The Larsen C ice shelf on the east coast of the Antarctic peninsula is primed for a giant iceberg calving event, and could be heading for total collapse — similar to the fate of the Larsen B ice shelf in 2002, according to scientists monitoring the ice. A huge crack (above: hover over the picture for the full caption from the paper) is propagating northwards at an accelerating rate, and could give birth to ice islands of between 4,600 km2 and 6,400 km2 — equivalent to three or four Stewart Islands floating out to sea — according to an open access paper, Jansen et al, Newly developing rift in Larsen C Ice Shelf presents significant risk to stability ((The Cryosphere Discuss., 9, 861–872, 2015)) (full pdf), published last month.
From the paper’s conclusions:
It seems inevitable that this rift will lead to a major calving event which will remove between 9 and 12 % of the ice shelf area and leave the ice front at its most retreated observed position.
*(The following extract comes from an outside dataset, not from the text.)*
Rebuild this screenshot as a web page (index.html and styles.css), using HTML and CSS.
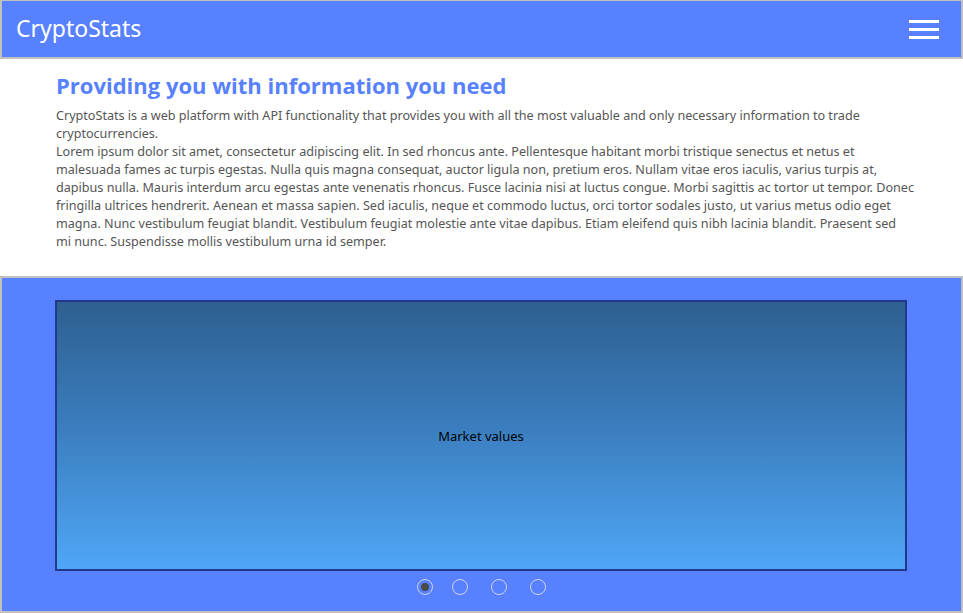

More significantly, our model shows that the remaining ice may be unstable. The Larsen C Ice Shelf may be following the example of its previous neighbour, Larsen B, which collapsed in 2002 following similar events.
The Larsen C ice shelf has been thinning over at least the last decade, and has shown signs of surface melting. Jansen et al developed two calving scenarios — shown below — and analysed the results with a model of the ice shelf.
For a good overview of the current state of our knowledge of Antarctic ice melt, see The big melt: Antarctica’s retreating ice may re-shape Earth from the Associated Press, which tipped me off to the Larsen C story. Larsen C is the most northerly of the remaining major Antarctic ice sheets, and the last remnant of an ice shelf that until 1995 stretched up to the tip of the east coast of the Antarctic Peninsula. After the collapses of Larsen A and B, the glaciers feeding the shelves were observed to speed up — increasing the overall ice sheet mass loss. While the loss of the ice shelf won’t itself cause any sea level rise — because it’s already floating — the resulting speed up will increase sea levels.